We replaced the burnt out power supplies, but continued to pour over temperature, and server logs. Finally Cisco came back with their tentative findings. It was the dust. The dust combined with high humidity caused a condition where a capacitor could arc in the power supply. They had never seen this behavior anywhere else in the world. And their best guess was that it was the dust.
So, where did the dust come from? The datacenter was not particularly old. I think it’s less than 10 years old. And if you’ve ever been in a datacenter, they are not particularly dirty places anyway. We checked the air intakes again, but the dust wasn’t on the intake screens. It was being generated from inside the datacenter.
We checked incoming packages. We moved a lot of equipment in and out of the datacenter, but the packages were not particularly dirty, and the dust they did bring in wasn’t white. We checked under the floor. Datacenters are cooled through the floor. That’s why they have that weird “tile” look. We pulled up the tiles and checked the AC units and the area under the floor. But, the dust was coming from something above the floor.

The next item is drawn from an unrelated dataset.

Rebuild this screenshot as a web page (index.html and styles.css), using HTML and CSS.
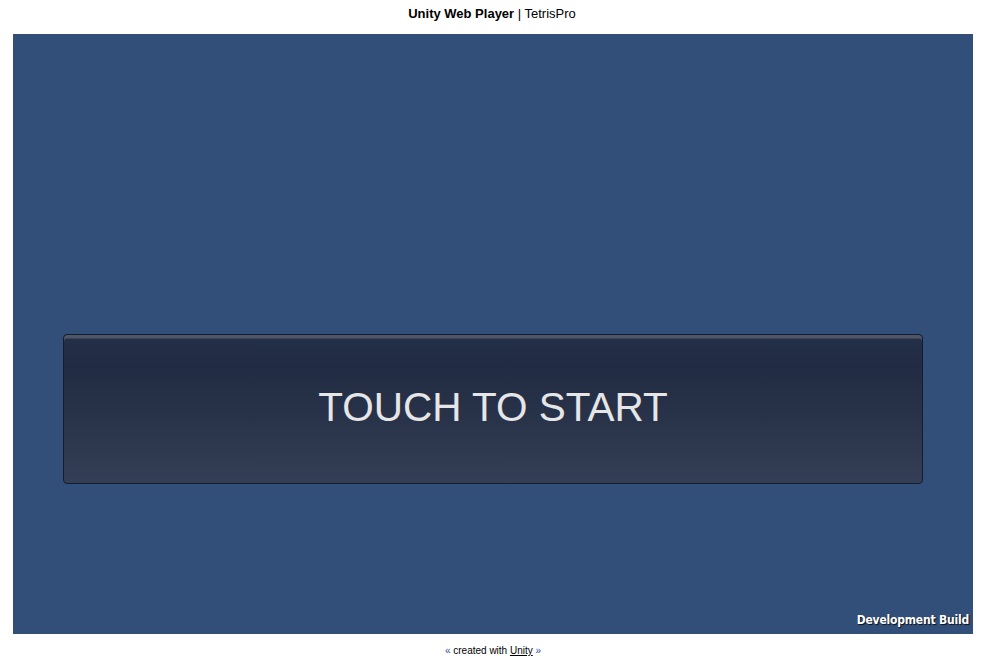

We all had our own theories. Most of them pretty flimsy, since the facts we had to go on were pretty thin.
Finally, a chemistry professor at the local university solved it. He analyzed the dust and discovered it had the exact same chemical makeup as the powdered cleaning solution our maintenance crew used. I think it was Sodium Bromide.
They would mix the powered cleaner in water and then mop the floor. When the water evaporated it would leave a trace of the cleaner behind. As we walked around the datacenter the cleaner would turn to dust and become air born. So, the more we cleaned, the dirty it got.
Once we found the problem the solution was simple. We quit using that type of cleaning solution. We also learned that CSI stuff is harder than it looks on TV.